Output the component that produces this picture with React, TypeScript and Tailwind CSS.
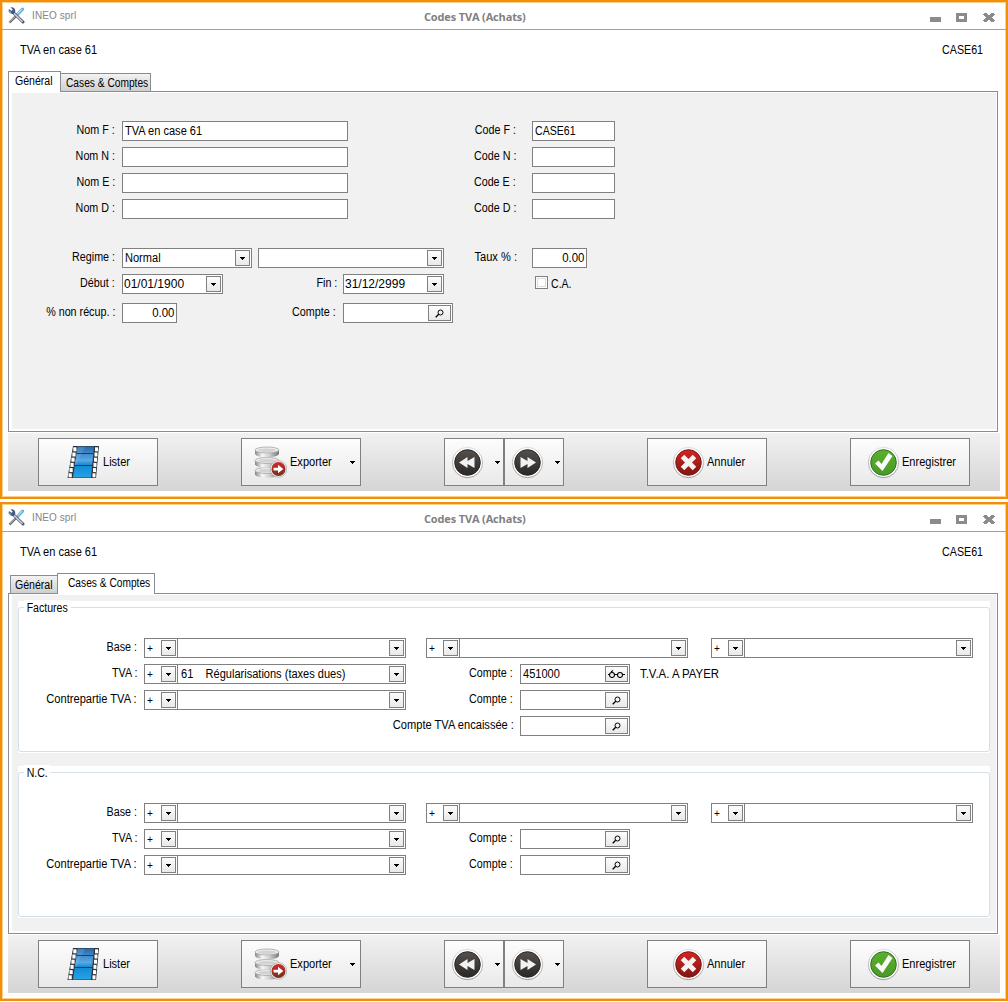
import React from "react";

function Tools() {
  return (
    <svg width="17" height="17" viewBox="0 0 17 17" className="shrink-0">
      <path d="M14.5 2.2 L9 8" stroke="#63aede" strokeWidth="3.2" strokeLinecap="round" />
      <path d="M14.3 1.8 L9.5 6.8" stroke="#b4def5" strokeWidth="1.2" />
      <path d="M9 8 L1.5 15.5" stroke="#5c5c5c" strokeWidth="2.4" />
      <path d="M8 8.6 L1.5 15" stroke="#d5d5d5" strokeWidth="1" />
      <path d="M5.2 5.5 L15 15" stroke="#4b5563" strokeWidth="3" strokeLinecap="round" />
      <path d="M6 6.4 L14.6 14.7" stroke="#c9d0da" strokeWidth="1.5" />
      <path d="M1 2.6 Q0.6 6.5 5 6.5 L7 4.4 Q7 0.5 3.4 0.5 L5 2.6 L3.5 4.2 Z" fill="#3f6297" stroke="#2b3b5c" strokeWidth="0.6" />
      <path d="M1.4 4 L3 5.6" stroke="#a8c8ea" strokeWidth="1" />
    </svg>
  );
}

function Film() {
  const holes = [0, 1, 2, 3, 4, 5];
  return (
    <svg width="33" height="34" viewBox="0 0 33 34" className="shrink-0">
      <defs>
        <linearGradient id="film" x1="0" y1="0" x2="0" y2="1">
          <stop offset="0" stopColor="#2767ad" />
          <stop offset="0.45" stopColor="#59a9e3" />
          <stop offset="0.6" stopColor="#1289d3" />
          <stop offset="1" stopColor="#27a3e6" />
        </linearGradient>
      </defs>
      <path d="M6 1 H32 L29 33 H0.5 Z" fill="#30343a" />
      <path d="M10.5 1.5 H27 L24 32.5 H6 Z" fill="url(#film)" />
      <path d="M11 2 H18 L9 20 L7.5 20 Z" fill="#8fc6ee" opacity="0.25" />
      <path d="M10 8.5 H26.5 M7.5 20.5 H25.5" stroke="#17406b" strokeWidth="1.2" />
      {holes.map((i) => (
        <g key={i} fill="#fff">
          <rect x={6.3 - i * 0.95} y={2.3 + i * 5.2} width="3.2" height="4" />
          <rect x={28 - i * 0.5} y={2.3 + i * 5.2} width="3" height="4" />
        </g>
      ))}
    </svg>
  );
}

function Database() {
  return (
    <svg width="33" height="34" viewBox="0 0 33 34" className="shrink-0">
      <defs>
        <linearGradient id="disk" x1="0" y1="0" x2="1" y2="0">
          <stop offset="0" stopColor="#858585" />
          <stop offset="0.3" stopColor="#f7f7f7" />
          <stop offset="0.6" stopColor="#cfcfcf" />
          <stop offset="1" stopColor="#777" />
        </linearGradient>
        <linearGradient id="exp" x1="0" y1="0" x2="0" y2="1">
          <stop offset="0" stopColor="#d3292c" />
          <stop offset="1" stopColor="#6e3417" />
        </linearGradient>
      </defs>
      {[22.5, 12.5, 2].map((y) => (
        <g key={y} transform={`translate(0 ${y})`}>
          <path d="M1 3 V7 Q3 10.200 13 10.200 Q23 10.200 25 7 V3 Z" fill="url(#disk)" />
          <ellipse cx="13" cy="3" rx="12" ry="3" fill="#ededed" stroke="#a5a5a5" strokeWidth="0.8" />
          <ellipse cx="13" cy="3.2" rx="9" ry="1.800" fill="#d3d3d3" />
        </g>
      ))}
      <circle cx="24.500" cy="24" r="8.300" fill="#ececec" stroke="#a5a5a5" strokeWidth="0.7" />
      <circle cx="24.500" cy="24" r="7" fill="url(#exp)" />
      <path d="M19.500 22.700 H24 V19.700 L29.300 24 L24 28.300 V25.400 H19.500 Z" fill="#fff" />
    </svg>
  );
}

function Round({ kind }: { kind: "back" | "next" | "cancel" | "ok" }) {
  const fill = { back: "#55504c", next: "#55504c", cancel: "#d62424", ok: "#5bb02b" }[kind];
  const dark = { back: "#2b2725", next: "#2b2725", cancel: "#7d1713", ok: "#2d7223" }[kind];
  return (
    <svg width="33" height="33" viewBox="0 0 33 33" className="shrink-0">
      <defs>
        <linearGradient id={"rim" + kind} x1="0" y1="0" x2="0" y2="1">
          <stop offset="0" stopColor="#dddddd" />
          <stop offset="1" stopColor="#999999" />
        </linearGradient>
        <linearGradient id={"face" + kind} x1="0" y1="0" x2="0" y2="1">
          <stop offset="0" stopColor={fill} />
          <stop offset="1" stopColor={kind === "ok" ? "#4a9a26" : dark} />
        </linearGradient>
      </defs>
      <circle cx="16.500" cy="16.500" r="15.200" fill="#fcfcfc" stroke={"url(#rim" + kind + ")"} strokeWidth="1" />
      <circle cx="16.500" cy="16.500" r="12.800" fill={"url(#face" + kind + ")"} stroke={dark} strokeWidth="1" />
      {kind === "back" && <path d="M8 16.500 L16.500 11 V15 L23.500 11 V22 L16.500 18 V22 Z" fill="#f2f2f2" />}
      {kind === "next" && <path d="M25 16.500 L16.500 11 V15 L9.500 11 V22 L16.500 18 V22 Z" fill="#f2f2f2" />}
      {kind === "cancel" && <path d="M10.500 10.500 L22.500 22.500 M22.500 10.500 L10.500 22.500" stroke="#f3f3f3" strokeWidth="5" />}
      {kind === "ok" && <path d="M8 17.500 L11.500 14.500 L14.500 18 L21.500 7 L25.500 10 L15.500 25 Z" fill="#fafafa" />}
    </svg>
  );
}

function Caret() {
  return (
    <svg width="5" height="3" viewBox="0 0 5 3" shapeRendering="crispEdges" className="shrink-0">
      <path d="M0 0 H5 V1 H4 V2 H3 V3 H2 V2 H1 V1 H0 Z" fill="#000" />
    </svg>
  );
}

function Magnifier() {
  return (
    <svg width="9" height="9" viewBox="0 0 9 9" className="shrink-0">
      <circle cx="5.500" cy="3.500" r="2.500" fill="none" stroke="#000" strokeWidth="1" />
      <path d="M3.700 5.300 L0.700 8.300" stroke="#000" strokeWidth="1.300" />
    </svg>
  );
}

function Glasses() {
  return (
    <svg width="17" height="8" viewBox="0 0 17 8" className="-mt-px shrink-0">
      <g fill="none" stroke="#000" strokeWidth="1.1">
        <circle cx="4" cy="5" r="2.500" />
        <circle cx="12" cy="5" r="2.500" />
        <path d="M6.500 4.500 H9.500 M0 4.500 H1.500 M14.500 4.500 H17 M3 2 L5 0.500" />
      </g>
    </svg>
  );
}

function Face({ wide, children }: { wide?: boolean; children: React.ReactNode }) {
  return (
    <div
      className={
        "mr-px ml-auto flex h-4 shrink-0 items-center justify-center border border-[#808080] bg-linear-to-b from-[#fcfcfc] to-[#e9e9e9] " +
        (wide ? "w-[23px]" : "w-[15px]")
      }
    >
      {children}
    </div>
  );
}

const base = "inline-block origin-left whitespace-pre scale-x-[0.92]";
const tight = "inline-block origin-left whitespace-pre scale-x-[0.88]";
const tighter = "inline-block origin-left whitespace-pre scale-x-[0.85]";

type FieldProps = { cls: string; value?: string; kind?: "combo" | "find" | "view"; date?: boolean; right?: boolean; fit?: string };

function Field({ cls, value = "", kind, date, right, fit = base }: FieldProps) {
  return (
    <div className={"flex h-5 shrink-0 items-center border border-[#808080] bg-white " + cls}>
      {value !== "" && (
        <span
          className={
            right
              ? "mr-[2px] ml-auto inline-block origin-right scale-x-[0.95] leading-[18px]"
              : date
                ? "-mr-2 pl-px leading-[18px]"
                : "-mr-4 ml-[2px] leading-[18px] " + fit
          }
        >
          {value}
        </span>
      )}
      {kind === "combo" && (
        <Face>
          <Caret />
        </Face>
      )}
      {kind === "find" && (
        <Face wide>
          <Magnifier />
        </Face>
      )}
      {kind === "view" && (
        <Face wide>
          <Glasses />
        </Face>
      )}
    </div>
  );
}

function Label({ cls, long, children }: { cls: string; long?: boolean; children: React.ReactNode }) {
  return (
    <span className={"shrink-0 text-right leading-[18px] whitespace-nowrap " + cls}>
      <span className={"inline-block origin-right " + (long ? "scale-x-[0.925]" : "scale-x-[0.895]")}>{children}</span>
    </span>
  );
}

function Row({ cls = "mb-1.5", children }: { cls?: string; children: React.ReactNode }) {
  return <div className={"flex h-5 items-start " + cls}>{children}</div>;
}

function Signed({ cls, value }: { cls: string; value?: string }) {
  return (
    <div className={"flex shrink-0 " + cls}>
      <Field cls="w-[34px] text-[11px]" value="+" kind="combo" />
      <Field cls="-ml-px w-[229px] pl-px" value={value} kind="combo" />
    </div>
  );
}

function General() {
  return (
    <div className="h-full pt-7">
      {["F", "N", "E", "D"].map((l) => (
        <Row key={l}>
          <Label cls="w-[103px]">Nom {l} :</Label>
          <Field cls="ml-[7px] w-[226px]" value={l === "F" ? "TVA en case 61" : ""} />
          <Label cls="w-[168px]">Code {l} :</Label>
          <Field cls="ml-4 w-[83px]" value={l === "F" ? "CASE61" : ""} fit={tight} />
        </Row>
      ))}
      <Row cls="mt-[29px] mb-1.5">
        <Label cls="w-[103px]">Regime :</Label>
        <Field cls="ml-[7px] w-[130px]" value="Normal" kind="combo" />
        <Field cls="ml-1.5 w-[186px]" kind="combo" />
        <Label cls="w-[73px]" long>
          Taux % :
        </Label>
        <Field cls="ml-[15px] w-[55px]" value="0.00" right />
      </Row>
      <Row cls="mb-[9px]">
        <Label cls="w-[103px]">Début :</Label>
        <Field cls="ml-[7px] w-[101px]" value="01/01/1900" kind="combo" date />
        <Label cls="w-[114px]">Fin :</Label>
        <Field cls="ml-1.5 w-[101px]" value="31/12/2999" kind="combo" date />
        <div className="mt-0.5 ml-[91px] size-[13px] border border-[#808080] bg-white p-px">
          <div className="h-full border border-[#dcdcdc]" />
        </div>
        <span className={tight + " ml-[3px] leading-5"}>C.A.</span>
      </Row>
      <Row>
        <Label cls="w-[103px]">% non récup. :</Label>
        <Field cls="ml-[7px] w-[55px]" value="0.00" right />
        <Label cls="w-[159px]">Compte :</Label>
        <Field cls="ml-[7px] w-[110px]" kind="find" />
      </Row>
    </div>
  );
}

function Group({ title, cls, filled }: { title: string; cls: string; filled?: boolean }) {
  return (
    <section className={"bg-white pt-1.5 " + cls}>
      <div className="h-[145px] rounded-[3px] border border-[#d5dfe8]">
        <div className="-mt-[9px] ml-[5px] h-[39px]">
          <span className={tight + " bg-white px-[3px] leading-4"}>{title}</span>
        </div>
        <Row>
          <Label cls="w-[118px]">Base :</Label>
          <Signed cls="ml-[7px]" />
          <Signed cls="ml-5" />
          <Signed cls="ml-[23px]" />
        </Row>
        <Row>
          <Label cls="w-[118px]">TVA :</Label>
          <Signed cls="ml-[7px]" value={filled ? "61    Régularisations (taxes dues)" : ""} />
          <Label cls="w-[107px]">Compte :</Label>
          <Field cls="ml-[7px] w-[110px]" value={filled ? "451000" : ""} kind={filled ? "view" : "find"} />
          {filled && <span className="ml-2.5 inline-block origin-left scale-x-[0.95] leading-5">T.V.A. A PAYER</span>}
        </Row>
        <Row>
          <Label cls="w-[118px]" long>
            Contrepartie TVA :
          </Label>
          <Signed cls="ml-[7px]" />
          <Label cls="w-[107px]">Compte :</Label>
          <Field cls="ml-[7px] w-[110px]" kind="find" />
        </Row>
        {filled && (
          <Row>
            <Label cls="w-[495px]" long>
              Compte TVA encaissée :
            </Label>
            <Field cls="ml-1.5 w-[110px]" kind="find" />
          </Row>
        )}
      </div>
    </section>
  );
}

function Accounts() {
  return (
    <div className="flex h-full flex-col pt-1.5 pr-[6px] pl-1.5">
      <Group title="Factures" cls="h-[152px]" filled />
      <Group title="N.C." cls="mt-[13px] h-[152px]" />
    </div>
  );
}

const press = "flex h-12 shrink-0 items-center border border-[#808080] bg-linear-to-b from-[#fdfdfd] to-[#e9e9e9] ";

function Toolbar() {
  return (
    <div className="mt-px ml-[5px] flex h-[58px] w-[992px] shrink-0 items-start bg-linear-to-b from-[#f1f1f1] to-[#d5d5d5] pt-[5px] pl-[30px]">
      <button className={press + "w-[120px] pl-7"}>
        <Film />
        <span className={base + " ml-[3px]"}>Lister</span>
      </button>
      <button className={press + "ml-[83px] w-[120px] pl-3"}>
        <Database />
        <span className={base + " ml-[3px]"}>Exporter</span>
        <span className="mr-[5px] ml-auto">
          <Caret />
        </span>
      </button>
      <button className={press + "ml-[83px] w-[60px] pl-1.5"}>
        <Round kind="back" />
        <span className="mr-[3px] ml-auto">
          <Caret />
        </span>
      </button>
      <button className={press + "w-[60px] pl-1.5"}>
        <Round kind="next" />
        <span className="mr-[3px] ml-auto">
          <Caret />
        </span>
      </button>
      <button className={press + "ml-[83px] w-[120px] pl-6"}>
        <Round kind="cancel" />
        <span className={base + " ml-[2px]"}>Annuler</span>
      </button>
      <button className={press + "ml-[83px] w-[120px] pl-4"}>
        <Round kind="ok" />
        <span className={base + " ml-[2px]"}>Enregistrer</span>
      </button>
    </div>
  );
}

const idle = "border border-b-0 border-[#898c95] bg-linear-to-b from-[#f3f3f3] to-[#cfcfcf] ";
const active = "relative z-10 -mb-px border border-b-0 border-[#898c95] bg-white ";

function Window({ tab }: { tab: "general" | "accounts" }) {
  const first = tab === "general";
  return (
    <section className="h-[499px] w-[1008px] shrink-0 border-2 border-[#f09008] bg-white">
      <div className="flex h-[495px] flex-col border border-[#fcd08c]">
        <header className="-mr-[3px] -ml-px flex h-[27px] shrink-0 items-start border-b border-[#a0a0a0]">
          <div className="ml-[6px] flex w-[416px] pt-[4px]">
            <Tools />
            <span className="ml-[7px] pt-[2px] text-[10px] leading-[14px] tracking-[0.1px] text-[#858585]">INEO sprl</span>
          </div>
          <h1 className="pt-[6px] font-['Open_Sans',sans-serif] text-[11px] leading-4 font-bold tracking-[-0.15px] whitespace-nowrap text-[#808080]">
            Codes TVA (Achats)
          </h1>
          <svg width="65" height="10" viewBox="0 0 65 10" shapeRendering="crispEdges" className="mt-[10px] mr-[13px] ml-auto">
            <path d="M0 4 H11 V9 H0 Z M26 0 H37 V9 H26 Z M29 3 V6 H34 V3 Z" fill="#8b8b8b" fillRule="evenodd" />
            <path
              d="M54 0 H57 V1 H58 V2 H60 V1 H61 V0 H64 V1 H65 V2 H64 V3 H63 V4 H62 V5 H63 V6 H64 V7 H65 V8 H64 V9 H61 V8 H60 V7 H58 V8 H57 V9 H54 V8 H53 V7 H54 V6 H55 V5 H56 V4 H55 V3 H54 V2 H53 V1 H54 Z"
              fill="#8b8b8b"
            />
          </svg>
        </header>
        <div className="flex h-[41px] shrink-0 items-center justify-between pr-[22px] pb-[2px] pl-[17px]">
          <span className={base}>TVA en case 61</span>
          <span className="inline-block origin-right scale-x-[0.89]">CASE61</span>
        </div>
        <div className="ml-[5px] flex h-5 shrink-0 items-end">
          {first ? (
            <>
              <div className={active + "h-[21px] w-[53px] pl-[6px] leading-[18px]"}>
                <span className={tight}>Général</span>
              </div>
              <div className={idle + "-ml-px h-[18px] w-[91px] pl-[5px] leading-[19px]"}>
                <span className={tighter}>Cases &amp; Comptes</span>
              </div>
            </>
          ) : (
            <>
              <div className={idle + "ml-[2px] h-[18px] w-[48px] pl-[4px] leading-[19px]"}>
                <span className={tight}>Général</span>
              </div>
              <div className={active + "-ml-px h-[21px] w-[98px] pl-[10px] leading-[19px]"}>
                <span className={tighter}>Cases &amp; Comptes</span>
              </div>
            </>
          )}
        </div>
        <div className="ml-[5px] h-[341px] w-[990px] shrink-0 border border-[#898c95] bg-white pt-px pr-px pb-[2px] pl-[3px]">
          <div className="h-full bg-[#f1f1f1]">{first ? <General /> : <Accounts />}</div>
        </div>
        <Toolbar />
      </div>
    </section>
  );
}

export default function App() {
  return (
    <main className="flex h-[1002px] w-[1008px] flex-col gap-[3px] overflow-hidden bg-white font-['Liberation_Sans',Arial,sans-serif] text-[12px] text-black">
      <Window tab="general" />
      <Window tab="accounts" />
    </main>
  );
}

------------------------

■ **Stated exercise**
With all pictures left out, please transcribe exactly the lines from the start of the material through the line with "import React from".

■ **Result**
Output the component that produces this picture with React, TypeScript and Tailwind CSS.
import React from "react";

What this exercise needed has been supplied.